Exercise brief:
Do not copy the pictures; transcribe all other material exactly.

Supplied data:
____________

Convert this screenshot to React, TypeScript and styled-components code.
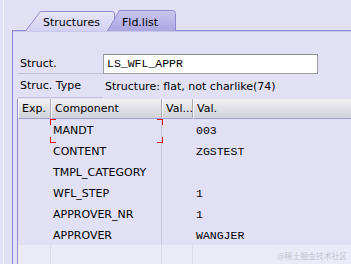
import styled, { createGlobalStyle } from 'styled-components';

const GlobalStyle = createGlobalStyle`
  html, body {
    margin: 0;
    padding: 0;
    background: #e1e0f5;
    overflow: hidden;
  }
  body {
    font-family: "DejaVu Sans", Verdana, sans-serif;
    font-size: 11px;
    color: #000;
  }
`;

const Frame = styled.div`
  position: relative;
  height: 264px;
  margin-left: 3px;
  border-left: 1px solid #f3f3fc;
  background: #e1e0f5;
  overflow: hidden;
`;

const TabStrip = styled.div`
  display: flex;
  align-items: flex-end;
  height: 30px;
  padding-left: 21px;
`;

const Tab = styled.div<{ $active?: boolean; $w: number; $h: number; $pad: number }>`
  position: relative;
  width: ${(p) => p.$w}px;
  height: ${(p) => p.$h}px;
  margin-left: ${(p) => (p.$active ? '-8px' : '0')};
  z-index: ${(p) => (p.$active ? 2 : 1)};
  display: flex;
  align-items: center;
  padding-left: ${(p) => p.$pad}px;
  padding-top: ${(p) => (p.$active ? 5 : 4)}px;
  box-sizing: border-box;
  font-size: 11px;
  svg {
    position: absolute;
    left: 0;
    top: 0;
    z-index: -1;
  }
  span {
    position: relative;
  }
`;

const Panel = styled.div`
  margin-left: 8px;
  border-left: 1px solid #8f8bd0;
  border-top: 1px solid #8f8bd0;
  box-shadow: inset 0 1px 0 #c9c6ee;
  padding: 23px 0 0 7px;
  height: 240px;
`;

const FormRow = styled.div<{ $h: number }>`
  display: grid;
  grid-template-columns: 83px 1fr;
  height: ${(p) => p.$h}px;
  align-items: stretch;
`;

const Label = styled.div`
  display: flex;
  align-items: center;
  margin-left: -2px;
  padding-left: 2px;
  border-bottom: 1px solid #c3c1d8;
`;

const InputBox = styled.div`
  width: 215px;
  height: 20px;
  box-sizing: border-box;
  border: 1px solid #9d9d9d;
  border-top-color: #8a8a8a;
  background: #fff;
  font-family: "Liberation Mono", "Courier New", monospace;
  font-size: 11.5px;
  line-height: 18px;
  padding-left: 3px;
`;

const Value = styled.div`
  display: flex;
  align-items: center;
  padding-left: 2px;
  padding-top: 1px;
`;

const Table = styled.div`
  margin: 1px 0 0 -3px;
  border-left: 1px solid #8f8bd0;
  display: grid;
  grid-template-columns: 33px 111px 31px 1fr;
`;

const HeadCell = styled.div<{ $last?: boolean }>`
  height: 20px;
  box-sizing: border-box;
  display: flex;
  align-items: center;
  padding-left: 3px;
  background: linear-gradient(#f1f1f5, #dcdce3 60%, #d2d2da);
  border-left: 1px solid #fbfbfd;
  border-right: ${(p) => (p.$last ? 'none' : '1px solid #a9a9b4')};
  border-bottom: 1px solid #a19dcf;
  white-space: nowrap;
  overflow: hidden;
`;

const Cell = styled.div<{ $mono?: boolean; $line?: boolean; $pad?: number }>`
  position: relative;
  height: 21px;
  display: flex;
  align-items: center;
  padding-left: ${(p) => p.$pad ?? 2}px;
  padding-top: 1px;
  box-sizing: border-box;
  font-family: ${(p) => (p.$mono ? '"Liberation Mono", "Courier New", monospace' : 'inherit')};
  font-size: ${(p) => (p.$mono ? '11.5px' : '11px')};
  border-right: ${(p) => (p.$line ? '1px solid #c9c8dc' : 'none')};
`;

const Filler = styled.div<{ $line?: boolean }>`
  height: 30px;
  background: #ebebf8;
  border-right: ${(p) => (p.$line ? '1px solid #dcdcea' : 'none')};
`;

const Focus = styled.div`
  position: absolute;
  left: -1px;
  top: 0;
  width: 113px;
  height: 24px;
  z-index: 5;
  pointer-events: none;
`;

const Corner = styled.span<{ $right?: boolean; $bottom?: boolean }>`
  position: absolute;
  width: 5px;
  height: 5px;
  ${(p) => (p.$right ? 'right: 0;' : 'left: 0;')}
  ${(p) => (p.$bottom ? 'bottom: 0;' : 'top: 0;')}
  border-color: #e01010;
  border-style: solid;
  border-width: ${(p) =>
    `${p.$bottom ? 0 : 1}px ${p.$right ? 1 : 0}px ${p.$bottom ? 1 : 0}px ${p.$right ? 0 : 1}px`};
`;

const Watermark = styled.div`
  position: absolute;
  right: 4px;
  bottom: 3px;
  font-family: "Noto Sans CJK SC", sans-serif;
  font-size: 8px;
  color: #c4c4cf;
  letter-spacing: -0.2px;
`;

const rows = [
  { name: 'MANDT', val: '003' },
  { name: 'CONTENT', val: 'ZGSTEST' },
  { name: 'TMPL_CATEGORY', val: '' },
  { name: 'WFL_STEP', val: '1' },
  { name: 'APPROVER_NR', val: '1' },
  { name: 'APPROVER', val: 'WANGJER' },
];

function App() {
  return (
    <>
      <GlobalStyle />
      <Frame>
        <TabStrip>
          <Tab $w={90} $h={19} $pad={18}>
            <svg width="90" height="20" viewBox="0 0 90 20">
              <defs>
                <linearGradient id="tabA" x1="0" y1="0" x2="0" y2="1">
                  <stop offset="0" stopColor="#e6e5f8" />
                  <stop offset="1" stopColor="#d3d1f0" />
                </linearGradient>
              </defs>
              <path d="M0.5 20 L15.5 0.5 H87 Q89.5 0.5 89.5 3 V20" fill="url(#tabA)" stroke="#918dcf" />
            </svg>
            <span>Structures</span>
          </Tab>
          <Tab $active $w={69} $h={20} $pad={15}>
            <svg width="69" height="21" viewBox="0 0 69 21">
              <defs>
                <linearGradient id="tabB" x1="0" y1="0" x2="0" y2="1">
                  <stop offset="0" stopColor="#c9c6ef" />
                  <stop offset="1" stopColor="#aba7e0" />
                </linearGradient>
              </defs>
              <path d="M0.5 21 L12.5 0.5 H65.5 Q68.5 0.5 68.5 3.5 V21" fill="url(#tabB)" stroke="#8d89cd" />
            </svg>
            <span>Fld.list</span>
          </Tab>
        </TabStrip>
        <Panel>
          <FormRow $h={20}>
            <Label>Struct.</Label>
            <InputBox>LS_WFL_APPR</InputBox>
          </FormRow>
          <FormRow $h={24}>
            <Label>Struc. Type</Label>
            <Value>Structure: flat, not charlike(74)</Value>
          </FormRow>
          <Table>
            <HeadCell>Exp.</HeadCell>
            <HeadCell>Component</HeadCell>
            <HeadCell>Val...</HeadCell>
            <HeadCell $last>Val.</HeadCell>
            {rows.map((r, i) => [
              <Cell key={`e${i}`} />,
              <Cell key={`c${i}`} $line>
                {i === 0 && (
                  <Focus>
                    <Corner />
                    <Corner $right />
                    <Corner $bottom />
                    <Corner $right $bottom />
                  </Focus>
                )}
                {r.name}
              </Cell>,
              <Cell key={`v${i}`} />,
              <Cell key={`x${i}`} $mono $pad={3}>
                {r.val}
              </Cell>,
            ])}
            <Filler $line />
            <Filler $line />
            <Filler $line />
            <Filler />
          </Table>
        </Panel>
        <Watermark>@稀土掘金技术社区</Watermark>
      </Frame>
    </>
  );
}

export default App;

____________

Problem solution:
Convert this screenshot to React, TypeScript and styled-components code.
import styled, { createGlobalStyle } from 'styled-components';

const GlobalStyle = createGlobalStyle`
  html, body {
    margin: 0;
    padding: 0;
    background: #e1e0f5;
    overflow: hidden;
  }
  body {
    font-family: "DejaVu Sans", Verdana, sans-serif;
    font-size: 11px;
    color: #000;
  }
`;

const Frame = styled.div`
  position: relative;
  height: 264px;
  margin-left: 3px;
  border-left: 1px solid #f3f3fc;
  background: #e1e0f5;
  overflow: hidden;
`;

const TabStrip = styled.div`
  display: flex;
  align-items: flex-end;
  height: 30px;
  padding-left: 21px;
`;

const Tab = styled.div<{ $active?: boolean; $w: number; $h: number; $pad: number }>`
  position: relative;
  width: ${(p) => p.$w}px;
  height: ${(p) => p.$h}px;
  margin-left: ${(p) => (p.$active ? '-8px' : '0')};
  z-index: ${(p) => (p.$active ? 2 : 1)};
  display: flex;
  align-items: center;
  padding-left: ${(p) => p.$pad}px;
  padding-top: ${(p) => (p.$active ? 5 : 4)}px;
  box-sizing: border-box;
  font-size: 11px;
  svg {
    position: absolute;
    left: 0;
    top: 0;
    z-index: -1;
  }
  span {
    position: relative;
  }
`;

const Panel = styled.div`
  margin-left: 8px;
  border-left: 1px solid #8f8bd0;
  border-top: 1px solid #8f8bd0;
  box-shadow: inset 0 1px 0 #c9c6ee;
  padding: 23px 0 0 7px;
  height: 240px;
`;

const FormRow = styled.div<{ $h: number }>`
  display: grid;
  grid-template-columns: 83px 1fr;
  height: ${(p) => p.$h}px;
  align-items: stretch;
`;

const Label = styled.div`
  display: flex;
  align-items: center;
  margin-left: -2px;
  padding-left: 2px;
  border-bottom: 1px solid #c3c1d8;
`;

const InputBox = styled.div`
  width: 215px;
  height: 20px;
  box-sizing: border-box;
  border: 1px solid #9d9d9d;
  border-top-color: #8a8a8a;
  background: #fff;
  font-family: "Liberation Mono", "Courier New", monospace;
  font-size: 11.5px;
  line-height: 18px;
  padding-left: 3px;
`;

const Value = styled.div`
  display: flex;
  align-items: center;
  padding-left: 2px;
  padding-top: 1px;
`;

const Table = styled.div`
  margin: 1px 0 0 -3px;
  border-left: 1px solid #8f8bd0;
  display: grid;
  grid-template-columns: 33px 111px 31px 1fr;
`;

const HeadCell = styled.div<{ $last?: boolean }>`
  height: 20px;
  box-sizing: border-box;
  display: flex;
  align-items: center;
  padding-left: 3px;
  background: linear-gradient(#f1f1f5, #dcdce3 60%, #d2d2da);
  border-left: 1px solid #fbfbfd;
  border-right: ${(p) => (p.$last ? 'none' : '1px solid #a9a9b4')};
  border-bottom: 1px solid #a19dcf;
  white-space: nowrap;
  overflow: hidden;
`;

const Cell = styled.div<{ $mono?: boolean; $line?: boolean; $pad?: number }>`
  position: relative;
  height: 21px;
  display: flex;
  align-items: center;
  padding-left: ${(p) => p.$pad ?? 2}px;
  padding-top: 1px;
  box-sizing: border-box;
  font-family: ${(p) => (p.$mono ? '"Liberation Mono", "Courier New", monospace' : 'inherit')};
  font-size: ${(p) => (p.$mono ? '11.5px' : '11px')};
  border-right: ${(p) => (p.$line ? '1px solid #c9c8dc' : 'none')};
`;

const Filler = styled.div<{ $line?: boolean }>`
  height: 30px;
  background: #ebebf8;
  border-right: ${(p) => (p.$line ? '1px solid #dcdcea' : 'none')};
`;

const Focus = styled.div`
  position: absolute;
  left: -1px;
  top: 0;
  width: 113px;
  height: 24px;
  z-index: 5;
  pointer-events: none;
`;

const Corner = styled.span<{ $right?: boolean; $bottom?: boolean }>`
  position: absolute;
  width: 5px;
  height: 5px;
  ${(p) => (p.$right ? 'right: 0;' : 'left: 0;')}
  ${(p) => (p.$bottom ? 'bottom: 0;' : 'top: 0;')}
  border-color: #e01010;
  border-style: solid;
  border-width: ${(p) =>
    `${p.$bottom ? 0 : 1}px ${p.$right ? 1 : 0}px ${p.$bottom ? 1 : 0}px ${p.$right ? 0 : 1}px`};
`;

const Watermark = styled.div`
  position: absolute;
  right: 4px;
  bottom: 3px;
  font-family: "Noto Sans CJK SC", sans-serif;
  font-size: 8px;
  color: #c4c4cf;
  letter-spacing: -0.2px;
`;

const rows = [
  { name: 'MANDT', val: '003' },
  { name: 'CONTENT', val: 'ZGSTEST' },
  { name: 'TMPL_CATEGORY', val: '' },
  { name: 'WFL_STEP', val: '1' },
  { name: 'APPROVER_NR', val: '1' },
  { name: 'APPROVER', val: 'WANGJER' },
];

function App() {
  return (
    <>
      <GlobalStyle />
      <Frame>
        <TabStrip>
          <Tab $w={90} $h={19} $pad={18}>
            <svg width="90" height="20" viewBox="0 0 90 20">
              <defs>
                <linearGradient id="tabA" x1="0" y1="0" x2="0" y2="1">
                  <stop offset="0" stopColor="#e6e5f8" />
                  <stop offset="1" stopColor="#d3d1f0" />
                </linearGradient>
              </defs>
              <path d="M0.5 20 L15.5 0.5 H87 Q89.5 0.5 89.5 3 V20" fill="url(#tabA)" stroke="#918dcf" />
            </svg>
            <span>Structures</span>
          </Tab>
          <Tab $active $w={69} $h={20} $pad={15}>
            <svg width="69" height="21" viewBox="0 0 69 21">
              <defs>
                <linearGradient id="tabB" x1="0" y1="0" x2="0" y2="1">
                  <stop offset="0" stopColor="#c9c6ef" />
                  <stop offset="1" stopColor="#aba7e0" />
                </linearGradient>
              </defs>
              <path d="M0.5 21 L12.5 0.5 H65.5 Q68.5 0.5 68.5 3.5 V21" fill="url(#tabB)" stroke="#8d89cd" />
            </svg>
            <span>Fld.list</span>
          </Tab>
        </TabStrip>
        <Panel>
          <FormRow $h={20}>
            <Label>Struct.</Label>
            <InputBox>LS_WFL_APPR</InputBox>
          </FormRow>
          <FormRow $h={24}>
            <Label>Struc. Type</Label>
            <Value>Structure: flat, not charlike(74)</Value>
          </FormRow>
          <Table>
            <HeadCell>Exp.</HeadCell>
            <HeadCell>Component</HeadCell>
            <HeadCell>Val...</HeadCell>
            <HeadCell $last>Val.</HeadCell>
            {rows.map((r, i) => [
              <Cell key={`e${i}`} />,
              <Cell key={`c${i}`} $line>
                {i === 0 && (
                  <Focus>
                    <Corner />
                    <Corner $right />
                    <Corner $bottom />
                    <Corner $right $bottom />
                  </Focus>
                )}
                {r.name}
              </Cell>,
              <Cell key={`v${i}`} />,
              <Cell key={`x${i}`} $mono $pad={3}>
                {r.val}
              </Cell>,
            ])}
            <Filler $line />
            <Filler $line />
            <Filler $line />
            <Filler />
          </Table>
        </Panel>
        <Watermark>@稀土掘金技术社区</Watermark>
      </Frame>
    </>
  );
}

export default App;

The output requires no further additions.